▶ **GIVEN MATERIAL**:
○ ○ ○ ○ ○ ○ ○

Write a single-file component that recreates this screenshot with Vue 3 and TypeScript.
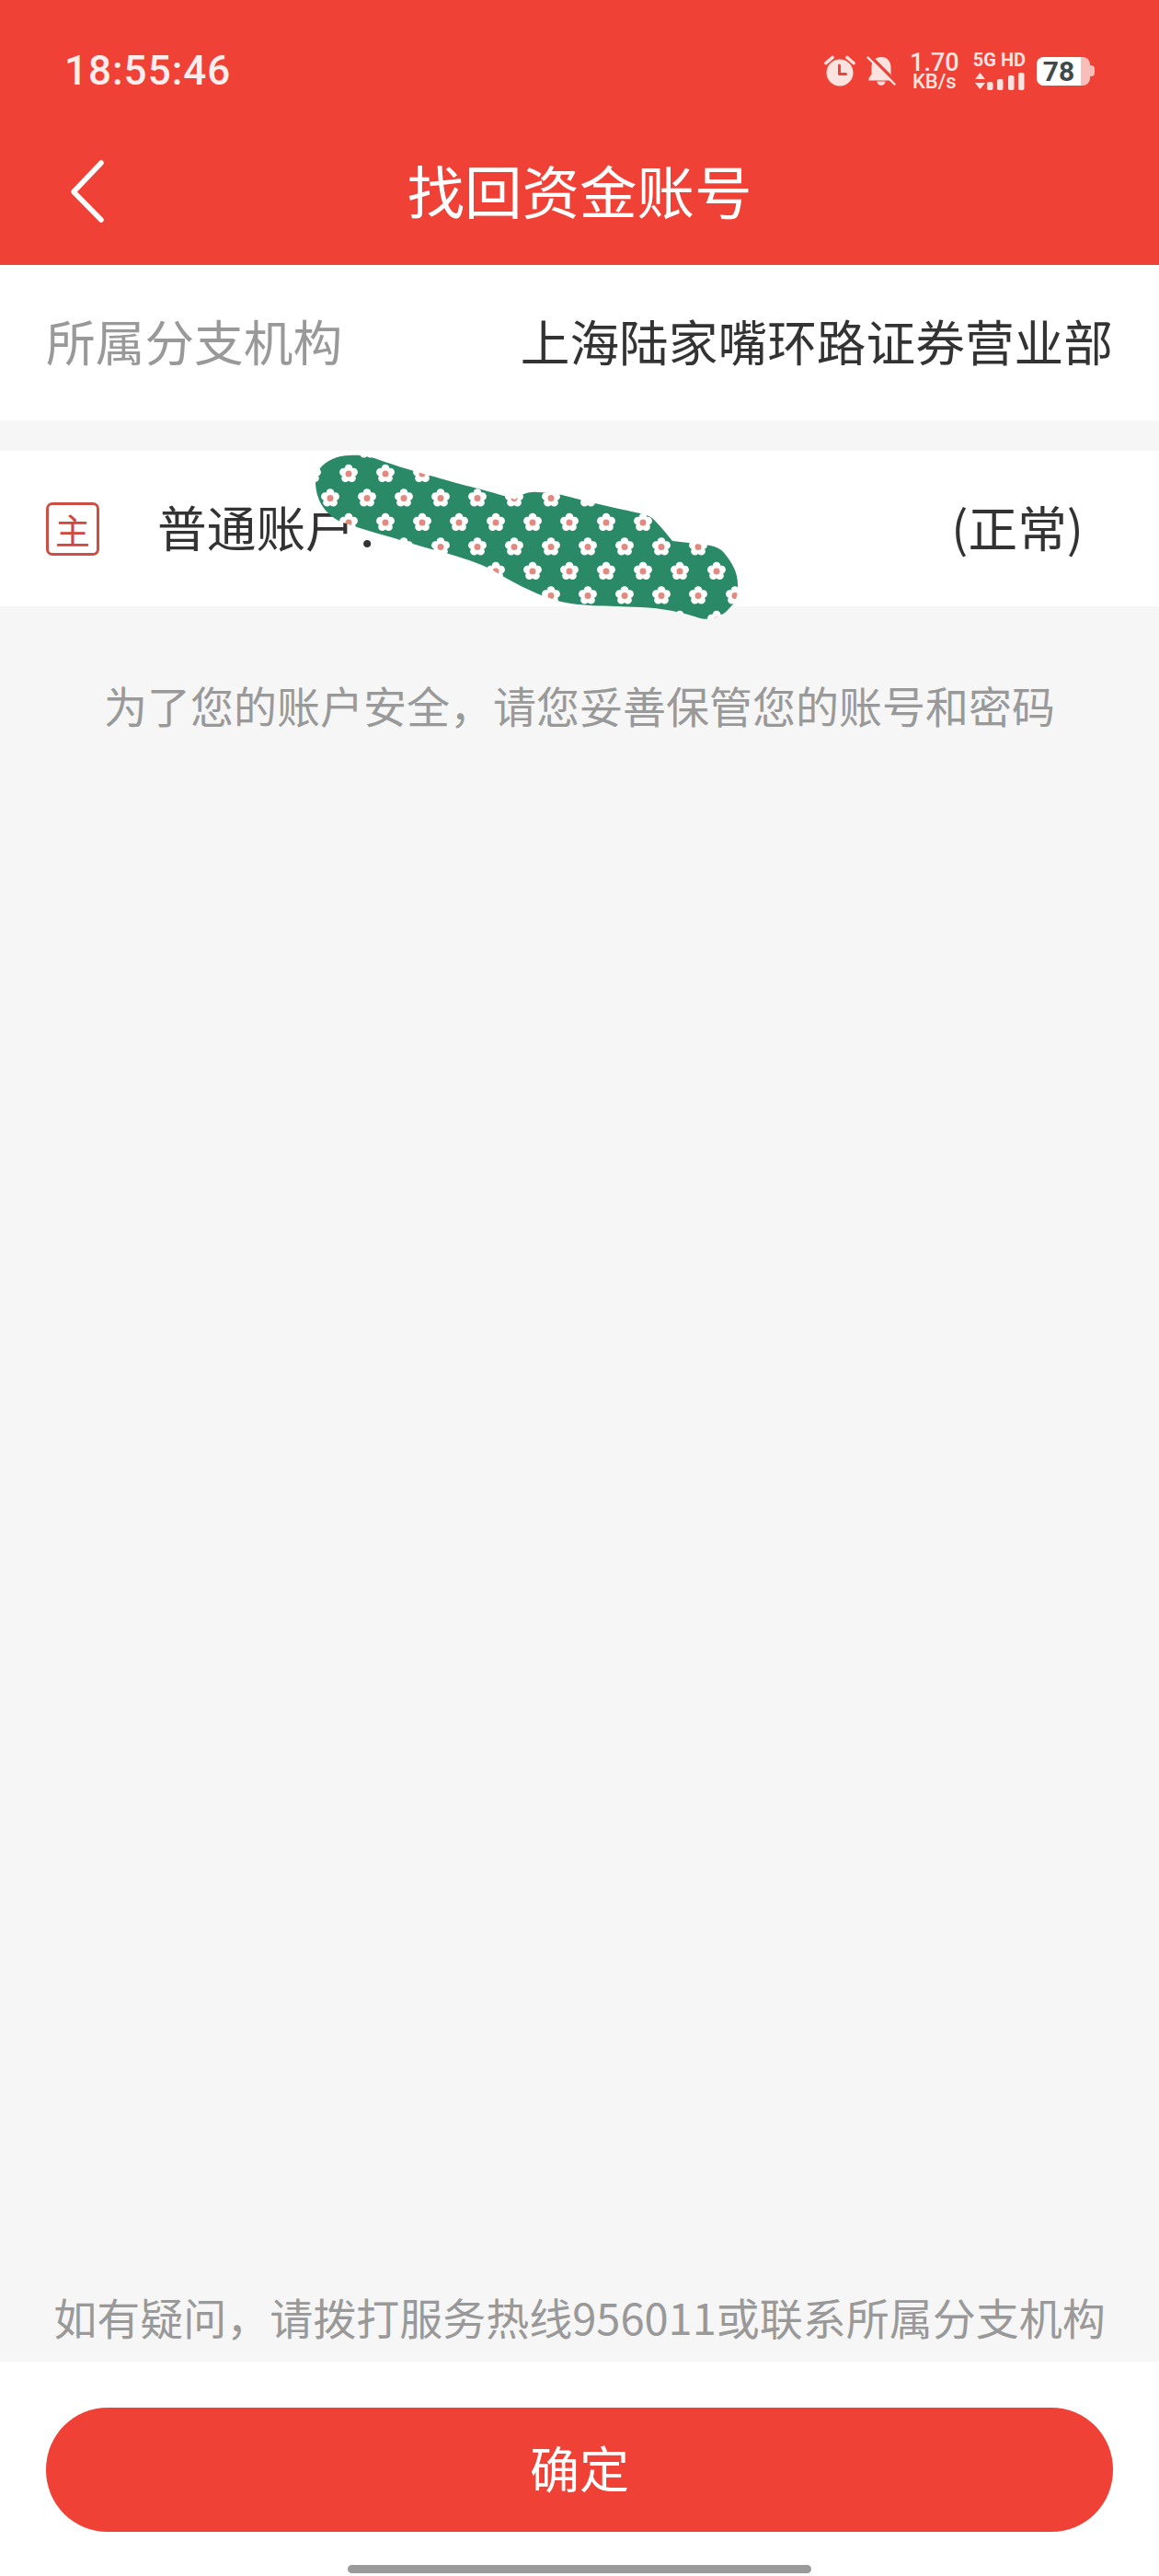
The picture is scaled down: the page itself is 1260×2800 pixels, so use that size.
<template>
  <div class="page">
    <header class="header">
      <div class="status">
        <span class="time">18:55:46</span>
        <div class="status-icons">
          <svg class="ic-alarm" width="34" height="34" viewBox="0 0 34 34">
            <circle cx="17" cy="19" r="14.5" fill="#fde3e0" />
            <path d="M2 8.5 9 2.5M32 8.5 25 2.5" stroke="#fde3e0" stroke-width="3.6" stroke-linecap="round" />
            <path d="M16.5 11v9.5h7" fill="none" stroke="#ef4136" stroke-width="3" stroke-linecap="round" stroke-linejoin="round" />
          </svg>
          <svg class="ic-bell" width="32" height="32" viewBox="0 0 32 32">
            <path d="M16 1C9.500 1 5.500 5.800 5.500 12v7.500L2.500 24v2.500h27V24l-3-4.500V12C26.500 5.800 22.500 1 16 1Z" fill="#fde3e0" />
            <path d="M11.500 27.500a4.500 4.200 0 0 0 9 0Z" fill="#fde3e0" />
            <path d="M4 0 32 28" stroke="#ef4136" stroke-width="3.500" />
            <path d="M1.500 1.500 30.500 30.500" stroke="#fde3e0" stroke-width="2.400" stroke-linecap="round" />
          </svg>
          <div class="speed">
            <span class="speed-num">1.70</span>
            <span class="speed-unit">KB/s</span>
          </div>
          <div class="net">
            <span class="net-label">5G HD</span>
            <svg width="56" height="20" viewBox="0 0 56 20">
              <path d="M7.500 1 13 8H2ZM7.500 19 2 12H13Z" fill="#fde3e0" />
              <rect
                v-for="bar in signalBars"
                :key="bar.x"
                :x="bar.x"
                :y="bar.y"
                width="6.500"
                :height="20 - bar.y"
                rx="2"
                fill="#fde3e0"
              />
            </svg>
          </div>
          <div class="battery">
            <div class="battery-body">
              <div class="battery-fill">78</div>
            </div>
            <div class="battery-nub"></div>
          </div>
        </div>
      </div>
      <div class="nav">
        <svg class="back" width="40" height="70" viewBox="0 0 40 70">
          <path d="M35 4 5 35.500 35 66" fill="none" stroke="#fff" stroke-width="5.500" stroke-linecap="round" stroke-linejoin="round" />
        </svg>
        <h1 class="title">找回资金账号</h1>
      </div>
    </header>

    <main class="content">
      <section class="row branch">
        <span class="branch-label">所属分支机构</span>
        <span class="branch-value">上海陆家嘴环路证券营业部</span>
      </section>

      <section class="row account">
        <span class="badge">主</span>
        <span class="account-name">普通账户：</span>
        <span class="account-state">(正常)</span>
      </section>

      <p class="notice">为了您的账户安全，请您妥善保管您的账号和密码</p>

      <p class="help">如有疑问，请拨打服务热线956011或联系所属分支机构</p>
    </main>

    <footer class="footer">
      <button class="confirm">确定</button>
      <div class="home-bar"></div>
    </footer>

    <!-- scribble that hides the account number -->
    <svg class="scribble" width="490" height="200" viewBox="330 485 490 200">
      <defs>
        <g id="flower">
          <circle v-for="p in petals" :key="p.x" :cx="p.x" :cy="p.y" r="4.400" fill="#fff" />
          <circle cx="0" cy="0" r="3.500" fill="#e08a80" />
        </g>
        <pattern id="flowers" width="40" height="53" patternUnits="userSpaceOnUse" patternTransform="translate(359 502)">
          <rect width="40" height="53" fill="#2a8a68" />
          <use href="#flower" x="20" y="13" />
          <use href="#flower" x="0" y="39.500" />
          <use href="#flower" x="40" y="39.500" />
        </pattern>
      </defs>
      <path
        fill="url(#flowers)"
        d="M380 495C392 494 400 496 407 498C440 510 465 516 482 521C510 529 540 536 560 543C566 537 576 534 584 535C592 535 602 536 611 538C640 546 665 551 691 557C702 559 708 561 712 566C720 574 726 582 731 588L766 592C776 593 784 596 788 602C796 612 802 622 802 635C803 648 799 656 793 661C786 670 772 675 761 672C740 665 720 661 696 660C660 658 625 660 600 651C578 644 556 632 536 620C510 606 470 598 445 590C420 582 395 576 370 567C352 558 343 542 343 523C343 506 362 495 380 495Z"
      />
    </svg>
  </div>
</template>

<script setup lang="ts">
interface Point {
  x: number;
  y: number;
}

const signalBars: Point[] = [
  {x: 15, y: 11},
  {x: 26, y: 8},
  {x: 38, y: 4},
  {x: 49, y: 1},
];

// five petals, the first one pointing straight up
const petals: Point[] = [0, 1, 2, 3, 4].map((i) => {
  const angle = (i * 2 * Math.PI) / 5 - Math.PI / 2;
  return {x: Math.cos(angle) * 5.8, y: Math.sin(angle) * 5.8};
});
</script>

<style>
html,
body {
  margin: 0;
  background: #f6f6f6;
}
</style>

<style scoped>
.page {
  position: relative;
  display: flex;
  flex-direction: column;
  width: 1260px;
  height: 2800px;
  overflow: hidden;
  background: #f6f6f6;
  font-family: "Noto Sans CJK SC", "Noto Sans", sans-serif;
}

.header {
  height: 288px;
  flex-shrink: 0;
  background: #ef4136;
  color: #fff;
}

.status {
  display: flex;
  align-items: center;
  justify-content: space-between;
  height: 154px;
  padding: 0 70px;
}

.time {
  font-family: Roboto, sans-serif;
  font-size: 44px;
  font-weight: 500;
  letter-spacing: 1px;
  color: #fdeeed;
}

.status-icons {
  display: flex;
  align-items: center;
  gap: 12px;
}

.speed {
  display: flex;
  flex-direction: column;
  align-items: center;
  width: 50px;
  margin: 0 5px;
  font-family: Roboto, sans-serif;
  font-weight: 500;
  color: #fde3e0;
}

.speed-num {
  font-size: 27px;
  line-height: 23px;
}

.speed-unit {
  font-size: 22px;
  line-height: 18px;
}

.net {
  display: flex;
  flex-direction: column;
  align-items: center;
  gap: 5px;
  color: #fde3e0;
}

.net-label {
  font-family: Roboto, sans-serif;
  font-size: 20px;
  font-weight: 700;
  line-height: 16px;
  white-space: nowrap;
}

.battery {
  display: flex;
  align-items: center;
}

.battery-body {
  width: 58px;
  height: 31px;
  border-radius: 8px;
  background: #f8bfba;
}

.battery-fill {
  width: 48px;
  height: 31px;
  border-radius: 8px 0 0 8px;
  background: #fff;
  color: #3f4a4c;
  font-family: Roboto, sans-serif;
  font-size: 30px;
  font-weight: 700;
  line-height: 31px;
  text-align: center;
}

.battery-nub {
  width: 5px;
  height: 12px;
  border-radius: 0 4px 4px 0;
  background: #f8bfba;
}

.nav {
  position: relative;
  display: flex;
  align-items: center;
  justify-content: center;
  height: 134px;
}

.back {
  position: absolute;
  left: 75px;
  top: 19px;
}

.title {
  margin: 0 0 30px;
  font-size: 62.500px;
  font-weight: 400;
  line-height: 80px;
}

.content {
  display: flex;
  flex: 1;
  flex-direction: column;
}

.row {
  display: flex;
  align-items: center;
  box-sizing: border-box;
  height: 169px;
  padding-bottom: 6px;
  background: #fff;
  font-size: 53.700px;
  color: #333;
}

.branch {
  justify-content: space-between;
  padding-left: 50px;
  padding-right: 50px;
  margin-bottom: 33px;
}

.branch-label {
  color: #999;
}

.account {
  padding-left: 50px;
  padding-right: 82px;
}

.badge {
  display: flex;
  align-items: center;
  justify-content: center;
  box-sizing: border-box;
  width: 58px;
  height: 58px;
  margin: 6px 63px 0 0;
  border: 3px solid #cc4f45;
  border-radius: 7px;
  font-size: 38px;
  color: #d4473c;
}

.account-state {
  margin-left: auto;
}

.notice,
.help {
  margin: 0;
  color: #999;
  font-size: 47px;
  line-height: 66px;
  text-align: center;
}

.notice {
  padding-top: 74px;
}

.help {
  margin-top: auto;
  padding-bottom: 16px;
}

.footer {
  display: flex;
  flex-direction: column;
  align-items: center;
  height: 233px;
  flex-shrink: 0;
  box-sizing: border-box;
  padding-top: 50px;
  background: #fff;
}

.confirm {
  width: 1160px;
  height: 135px;
  padding: 0 0 6px;
  border: none;
  border-radius: 67px;
  background: #ef4136;
  color: #fff;
  font-family: inherit;
  font-size: 54px;
}

.home-bar {
  width: 504px;
  height: 9px;
  margin-top: 36px;
  border-radius: 5px;
  background: #9a9a9a;
}

.scribble {
  position: absolute;
  left: 330px;
  top: 485px;
}
</style>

○ ○ ○ ○ ○ ○ ○

▶ **TASK DIRECTIONS**: Only lines with the word "page" should be collected from the material.

▶ **WRITTEN REPLY**:
The picture is scaled down: the page itself is 1260×2800 pixels, so use that size.
  <div class="page">
.page {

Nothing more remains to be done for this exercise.